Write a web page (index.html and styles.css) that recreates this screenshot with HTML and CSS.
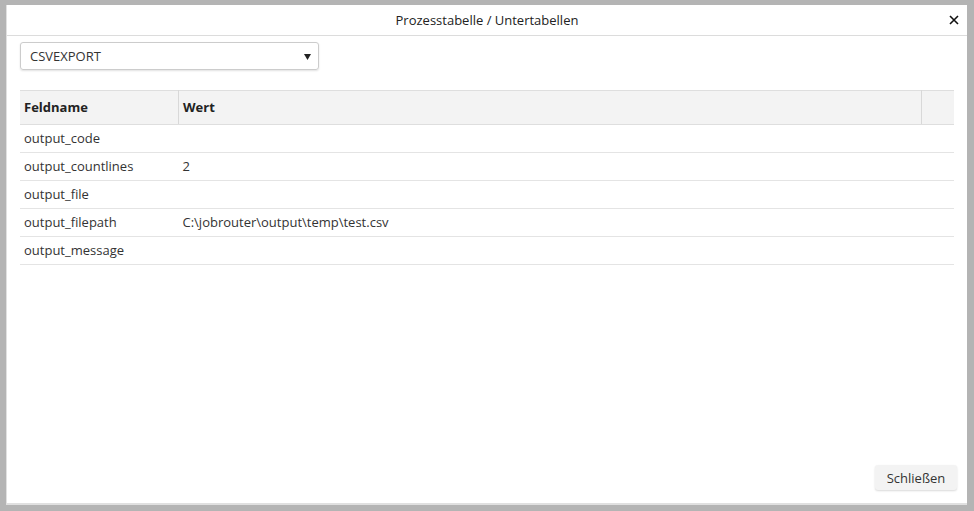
FILE: index.html
```html
<!DOCTYPE html>
<html lang="de">
<head>
<meta charset="utf-8">
<title>Prozesstabelle / Untertabellen</title>
<link rel="stylesheet" href="styles.css">
</head>
<body>
<div class="dialog">
  <div class="dialog-header">
    <span class="dialog-title">Prozesstabelle / Untertabellen</span>
    <span class="close" aria-label="Schließen">
      <svg width="10" height="10" viewBox="0 0 10 10"><path d="M1 1L9 9M9 1L1 9" stroke="#111" stroke-width="1.6"/></svg>
    </span>
  </div>
  <div class="dialog-body">
    <div class="select">
      <span>CSVEXPORT</span>
      <svg class="caret" width="7" height="6" viewBox="0 0 7 6"><path d="M0 0H7L3.5 6Z" fill="#222"/></svg>
    </div>
    <table class="grid">
      <thead>
        <tr><th class="c1">Feldname</th><th class="c2">Wert</th><th class="c3"></th></tr>
      </thead>
      <tbody>
        <tr><td>output_code</td><td></td><td></td></tr>
        <tr><td>output_countlines</td><td>2</td><td></td></tr>
        <tr><td>output_file</td><td></td><td></td></tr>
        <tr><td>output_filepath</td><td>C:\jobrouter\output\temp\test.csv</td><td></td></tr>
        <tr><td>output_message</td><td></td><td></td></tr>
      </tbody>
    </table>
  </div>
  <div class="dialog-footer">
    <button class="btn">Schließen</button>
  </div>
</div>
</body>
</html>
```
FILE: styles.css
```css
html, body {
  margin: 0;
  padding: 0;
  height: 100%;
}
body {
  background: #b4b4b4;
  font-family: "Open Sans", "Noto Sans", sans-serif;
  font-size: 13px;
  color: #333;
  padding: 5px 6px 6px 6px;
  box-sizing: border-box;
}
.dialog {
  background: #fff;
  border-left: 1px solid #e0e0e0;
  border-bottom: 2px solid #e0e0e0;
  height: 500px;
  width: 961px;
  box-sizing: border-box;
  display: flex;
  flex-direction: column;
}
.dialog-header {
  height: 30px;
  border-bottom: 1px solid #dcdcdc;
  display: flex;
  align-items: center;
  justify-content: center;
  position: relative;
}
.dialog-title {
  color: #222;
  font-size: 13px;
}
.close {
  position: absolute;
  right: 8px;
  top: 10px;
  line-height: 0;
}
.dialog-body {
  padding: 6px 12px 0 13px;
  flex: 1;
}
.select {
  width: 299px;
  height: 28px;
  box-sizing: border-box;
  border: 1px solid #ccc;
  border-radius: 3px;
  box-shadow: 0 1px 2px rgba(0,0,0,0.12);
  display: flex;
  align-items: center;
  justify-content: space-between;
  padding: 0 7px 0 9px;
  color: #333;
}
.caret {
  margin-top: 1px;
}
.grid {
  margin-top: 20px;
  width: 934px;
  border-collapse: collapse;
  table-layout: fixed;
}
.grid th {
  background: #f3f3f3;
  border-top: 1px solid #dedede;
  border-bottom: 1px solid #dedede;
  height: 32px;
  text-align: left;
  font-weight: 700;
  color: #222;
  padding: 0 4px 1px 4px;
}
.grid th.c1 { width: 150px; border-right: 1px solid #d8d8d8; }
.grid th.c2 { border-right: 1px solid #d8d8d8; }
.grid th.c3 { width: 24px; }
.grid td {
  height: 28px;
  border-bottom: 1px solid #e4e4e4;
  padding: 0 4px 1px 4px;
  box-sizing: border-box;
  color: #333;
}
.dialog-footer {
  display: flex;
  justify-content: flex-end;
  padding: 0 10px 13px 0;
}
.btn {
  font-family: "Open Sans", "Noto Sans", sans-serif;
  font-size: 13px;
  color: #333;
  background: #f3f3f3;
  border: none;
  border-radius: 3px;
  box-shadow: 0 1px 2px rgba(0,0,0,0.15);
  height: 25px;
  width: 82px;
  padding: 0;
}
```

:::::

*WRITTEN PROBLEM*. Except for the pictures, give all the material above again verbatim.

*EXPECTED ANSWER*.
Write a web page (index.html and styles.css) that recreates this screenshot with HTML and CSS.
FILE: index.html
```html
<!DOCTYPE html>
<html lang="de">
<head>
<meta charset="utf-8">
<title>Prozesstabelle / Untertabellen</title>
<link rel="stylesheet" href="styles.css">
</head>
<body>
<div class="dialog">
  <div class="dialog-header">
    <span class="dialog-title">Prozesstabelle / Untertabellen</span>
    <span class="close" aria-label="Schließen">
      <svg width="10" height="10" viewBox="0 0 10 10"><path d="M1 1L9 9M9 1L1 9" stroke="#111" stroke-width="1.6"/></svg>
    </span>
  </div>
  <div class="dialog-body">
    <div class="select">
      <span>CSVEXPORT</span>
      <svg class="caret" width="7" height="6" viewBox="0 0 7 6"><path d="M0 0H7L3.5 6Z" fill="#222"/></svg>
    </div>
    <table class="grid">
      <thead>
        <tr><th class="c1">Feldname</th><th class="c2">Wert</th><th class="c3"></th></tr>
      </thead>
      <tbody>
        <tr><td>output_code</td><td></td><td></td></tr>
        <tr><td>output_countlines</td><td>2</td><td></td></tr>
        <tr><td>output_file</td><td></td><td></td></tr>
        <tr><td>output_filepath</td><td>C:\jobrouter\output\temp\test.csv</td><td></td></tr>
        <tr><td>output_message</td><td></td><td></td></tr>
      </tbody>
    </table>
  </div>
  <div class="dialog-footer">
    <button class="btn">Schließen</button>
  </div>
</div>
</body>
</html>
```
FILE: styles.css
```css
html, body {
  margin: 0;
  padding: 0;
  height: 100%;
}
body {
  background: #b4b4b4;
  font-family: "Open Sans", "Noto Sans", sans-serif;
  font-size: 13px;
  color: #333;
  padding: 5px 6px 6px 6px;
  box-sizing: border-box;
}
.dialog {
  background: #fff;
  border-left: 1px solid #e0e0e0;
  border-bottom: 2px solid #e0e0e0;
  height: 500px;
  width: 961px;
  box-sizing: border-box;
  display: flex;
  flex-direction: column;
}
.dialog-header {
  height: 30px;
  border-bottom: 1px solid #dcdcdc;
  display: flex;
  align-items: center;
  justify-content: center;
  position: relative;
}
.dialog-title {
  color: #222;
  font-size: 13px;
}
.close {
  position: absolute;
  right: 8px;
  top: 10px;
  line-height: 0;
}
.dialog-body {
  padding: 6px 12px 0 13px;
  flex: 1;
}
.select {
  width: 299px;
  height: 28px;
  box-sizing: border-box;
  border: 1px solid #ccc;
  border-radius: 3px;
  box-shadow: 0 1px 2px rgba(0,0,0,0.12);
  display: flex;
  align-items: center;
  justify-content: space-between;
  padding: 0 7px 0 9px;
  color: #333;
}
.caret {
  margin-top: 1px;
}
.grid {
  margin-top: 20px;
  width: 934px;
  border-collapse: collapse;
  table-layout: fixed;
}
.grid th {
  background: #f3f3f3;
  border-top: 1px solid #dedede;
  border-bottom: 1px solid #dedede;
  height: 32px;
  text-align: left;
  font-weight: 700;
  color: #222;
  padding: 0 4px 1px 4px;
}
.grid th.c1 { width: 150px; border-right: 1px solid #d8d8d8; }
.grid th.c2 { border-right: 1px solid #d8d8d8; }
.grid th.c3 { width: 24px; }
.grid td {
  height: 28px;
  border-bottom: 1px solid #e4e4e4;
  padding: 0 4px 1px 4px;
  box-sizing: border-box;
  color: #333;
}
.dialog-footer {
  display: flex;
  justify-content: flex-end;
  padding: 0 10px 13px 0;
}
.btn {
  font-family: "Open Sans", "Noto Sans", sans-serif;
  font-size: 13px;
  color: #333;
  background: #f3f3f3;
  border: none;
  border-radius: 3px;
  box-shadow: 0 1px 2px rgba(0,0,0,0.15);
  height: 25px;
  width: 82px;
  padding: 0;
}
```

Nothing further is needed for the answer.